▼

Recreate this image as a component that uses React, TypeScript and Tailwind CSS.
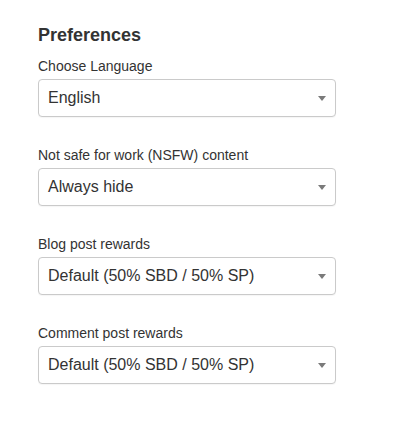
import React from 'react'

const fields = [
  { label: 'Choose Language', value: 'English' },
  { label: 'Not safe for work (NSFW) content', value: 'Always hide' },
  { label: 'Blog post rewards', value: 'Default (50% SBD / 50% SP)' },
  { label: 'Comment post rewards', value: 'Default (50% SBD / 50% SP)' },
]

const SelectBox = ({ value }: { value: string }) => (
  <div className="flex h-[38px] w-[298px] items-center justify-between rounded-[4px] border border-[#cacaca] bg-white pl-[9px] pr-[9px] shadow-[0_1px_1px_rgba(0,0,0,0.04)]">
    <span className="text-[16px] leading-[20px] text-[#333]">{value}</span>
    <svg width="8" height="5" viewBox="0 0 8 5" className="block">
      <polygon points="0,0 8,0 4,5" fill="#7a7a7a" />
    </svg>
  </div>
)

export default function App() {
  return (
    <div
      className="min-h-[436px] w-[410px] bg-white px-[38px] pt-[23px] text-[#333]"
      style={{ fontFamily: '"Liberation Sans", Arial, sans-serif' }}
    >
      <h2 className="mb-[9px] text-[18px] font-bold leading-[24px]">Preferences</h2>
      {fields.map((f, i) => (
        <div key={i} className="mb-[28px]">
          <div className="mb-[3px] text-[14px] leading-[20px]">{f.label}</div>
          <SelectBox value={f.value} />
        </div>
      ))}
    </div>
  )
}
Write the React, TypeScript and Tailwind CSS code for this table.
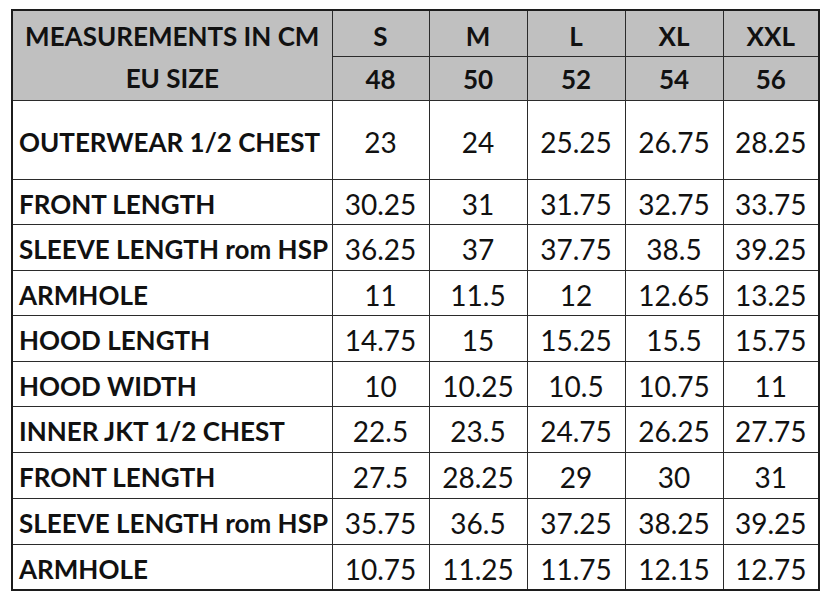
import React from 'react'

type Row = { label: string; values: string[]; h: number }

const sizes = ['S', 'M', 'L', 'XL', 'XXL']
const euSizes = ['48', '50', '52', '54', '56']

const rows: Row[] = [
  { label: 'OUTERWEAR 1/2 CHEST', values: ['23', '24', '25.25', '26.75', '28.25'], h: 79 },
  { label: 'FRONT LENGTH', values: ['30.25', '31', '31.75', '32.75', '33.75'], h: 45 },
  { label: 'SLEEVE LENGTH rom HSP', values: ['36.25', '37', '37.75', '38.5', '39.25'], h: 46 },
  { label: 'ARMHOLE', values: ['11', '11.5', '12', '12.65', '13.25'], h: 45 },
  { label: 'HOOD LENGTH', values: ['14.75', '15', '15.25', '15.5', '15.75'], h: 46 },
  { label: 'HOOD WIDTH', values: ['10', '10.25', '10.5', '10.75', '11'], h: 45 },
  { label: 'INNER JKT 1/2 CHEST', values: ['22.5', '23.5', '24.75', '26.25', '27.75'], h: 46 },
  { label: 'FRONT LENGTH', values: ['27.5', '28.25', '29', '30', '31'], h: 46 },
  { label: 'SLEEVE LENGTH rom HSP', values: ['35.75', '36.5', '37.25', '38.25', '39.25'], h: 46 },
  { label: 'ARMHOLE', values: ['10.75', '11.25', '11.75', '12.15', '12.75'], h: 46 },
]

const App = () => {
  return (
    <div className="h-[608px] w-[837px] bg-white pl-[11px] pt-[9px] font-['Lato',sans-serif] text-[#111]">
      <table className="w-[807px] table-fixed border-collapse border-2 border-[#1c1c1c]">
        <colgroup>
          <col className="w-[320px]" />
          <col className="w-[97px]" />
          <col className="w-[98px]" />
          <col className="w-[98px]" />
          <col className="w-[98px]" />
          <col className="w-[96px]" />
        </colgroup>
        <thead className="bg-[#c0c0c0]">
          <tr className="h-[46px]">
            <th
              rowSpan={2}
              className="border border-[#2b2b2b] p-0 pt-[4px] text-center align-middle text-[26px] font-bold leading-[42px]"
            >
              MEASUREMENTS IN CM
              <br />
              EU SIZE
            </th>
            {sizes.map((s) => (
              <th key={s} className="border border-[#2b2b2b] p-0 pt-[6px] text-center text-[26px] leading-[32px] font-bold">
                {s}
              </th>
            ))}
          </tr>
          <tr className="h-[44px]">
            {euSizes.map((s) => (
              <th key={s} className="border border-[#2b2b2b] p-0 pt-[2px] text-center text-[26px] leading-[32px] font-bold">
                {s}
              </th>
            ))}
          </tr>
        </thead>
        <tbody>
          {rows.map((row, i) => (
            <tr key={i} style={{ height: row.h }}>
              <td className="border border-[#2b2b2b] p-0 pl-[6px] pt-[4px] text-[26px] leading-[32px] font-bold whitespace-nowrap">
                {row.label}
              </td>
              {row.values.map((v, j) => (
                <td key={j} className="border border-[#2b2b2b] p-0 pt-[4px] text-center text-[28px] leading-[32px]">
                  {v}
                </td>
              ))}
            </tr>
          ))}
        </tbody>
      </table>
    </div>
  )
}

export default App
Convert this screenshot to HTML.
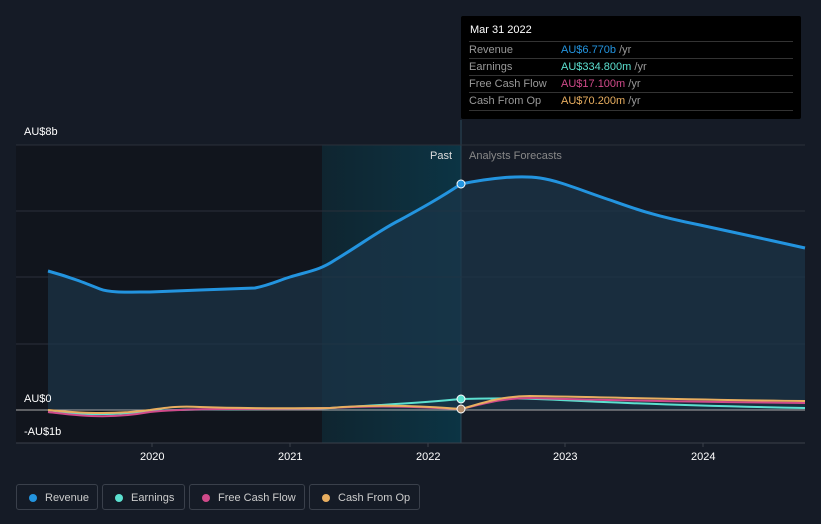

▲

### EXERCISE DETAILS
Write out the listing above again, exactly, but with no pictures in the copy.

### OUTPUT
Recreate this image as a component that uses React, TypeScript and Tailwind CSS.
import React from 'react'

const fields = [
  { label: 'Choose Language', value: 'English' },
  { label: 'Not safe for work (NSFW) content', value: 'Always hide' },
  { label: 'Blog post rewards', value: 'Default (50% SBD / 50% SP)' },
  { label: 'Comment post rewards', value: 'Default (50% SBD / 50% SP)' },
]

const SelectBox = ({ value }: { value: string }) => (
  <div className="flex h-[38px] w-[298px] items-center justify-between rounded-[4px] border border-[#cacaca] bg-white pl-[9px] pr-[9px] shadow-[0_1px_1px_rgba(0,0,0,0.04)]">
    <span className="text-[16px] leading-[20px] text-[#333]">{value}</span>
    <svg width="8" height="5" viewBox="0 0 8 5" className="block">
      <polygon points="0,0 8,0 4,5" fill="#7a7a7a" />
    </svg>
  </div>
)

export default function App() {
  return (
    <div
      className="min-h-[436px] w-[410px] bg-white px-[38px] pt-[23px] text-[#333]"
      style={{ fontFamily: '"Liberation Sans", Arial, sans-serif' }}
    >
      <h2 className="mb-[9px] text-[18px] font-bold leading-[24px]">Preferences</h2>
      {fields.map((f, i) => (
        <div key={i} className="mb-[28px]">
          <div className="mb-[3px] text-[14px] leading-[20px]">{f.label}</div>
          <SelectBox value={f.value} />
        </div>
      ))}
    </div>
  )
}
Write the React, TypeScript and Tailwind CSS code for this table.
import React from 'react'

type Row = { label: string; values: string[]; h: number }

const sizes = ['S', 'M', 'L', 'XL', 'XXL']
const euSizes = ['48', '50', '52', '54', '56']

const rows: Row[] = [
  { label: 'OUTERWEAR 1/2 CHEST', values: ['23', '24', '25.25', '26.75', '28.25'], h: 79 },
  { label: 'FRONT LENGTH', values: ['30.25', '31', '31.75', '32.75', '33.75'], h: 45 },
  { label: 'SLEEVE LENGTH rom HSP', values: ['36.25', '37', '37.75', '38.5', '39.25'], h: 46 },
  { label: 'ARMHOLE', values: ['11', '11.5', '12', '12.65', '13.25'], h: 45 },
  { label: 'HOOD LENGTH', values: ['14.75', '15', '15.25', '15.5', '15.75'], h: 46 },
  { label: 'HOOD WIDTH', values: ['10', '10.25', '10.5', '10.75', '11'], h: 45 },
  { label: 'INNER JKT 1/2 CHEST', values: ['22.5', '23.5', '24.75', '26.25', '27.75'], h: 46 },
  { label: 'FRONT LENGTH', values: ['27.5', '28.25', '29', '30', '31'], h: 46 },
  { label: 'SLEEVE LENGTH rom HSP', values: ['35.75', '36.5', '37.25', '38.25', '39.25'], h: 46 },
  { label: 'ARMHOLE', values: ['10.75', '11.25', '11.75', '12.15', '12.75'], h: 46 },
]

const App = () => {
  return (
    <div className="h-[608px] w-[837px] bg-white pl-[11px] pt-[9px] font-['Lato',sans-serif] text-[#111]">
      <table className="w-[807px] table-fixed border-collapse border-2 border-[#1c1c1c]">
        <colgroup>
          <col className="w-[320px]" />
          <col className="w-[97px]" />
          <col className="w-[98px]" />
          <col className="w-[98px]" />
          <col className="w-[98px]" />
          <col className="w-[96px]" />
        </colgroup>
        <thead className="bg-[#c0c0c0]">
          <tr className="h-[46px]">
            <th
              rowSpan={2}
              className="border border-[#2b2b2b] p-0 pt-[4px] text-center align-middle text-[26px] font-bold leading-[42px]"
            >
              MEASUREMENTS IN CM
              <br />
              EU SIZE
            </th>
            {sizes.map((s) => (
              <th key={s} className="border border-[#2b2b2b] p-0 pt-[6px] text-center text-[26px] leading-[32px] font-bold">
                {s}
              </th>
            ))}
          </tr>
          <tr className="h-[44px]">
            {euSizes.map((s) => (
              <th key={s} className="border border-[#2b2b2b] p-0 pt-[2px] text-center text-[26px] leading-[32px] font-bold">
                {s}
              </th>
            ))}
          </tr>
        </thead>
        <tbody>
          {rows.map((row, i) => (
            <tr key={i} style={{ height: row.h }}>
              <td className="border border-[#2b2b2b] p-0 pl-[6px] pt-[4px] text-[26px] leading-[32px] font-bold whitespace-nowrap">
                {row.label}
              </td>
              {row.values.map((v, j) => (
                <td key={j} className="border border-[#2b2b2b] p-0 pt-[4px] text-center text-[28px] leading-[32px]">
                  {v}
                </td>
              ))}
            </tr>
          ))}
        </tbody>
      </table>
    </div>
  )
}

export default App
Convert this screenshot to HTML.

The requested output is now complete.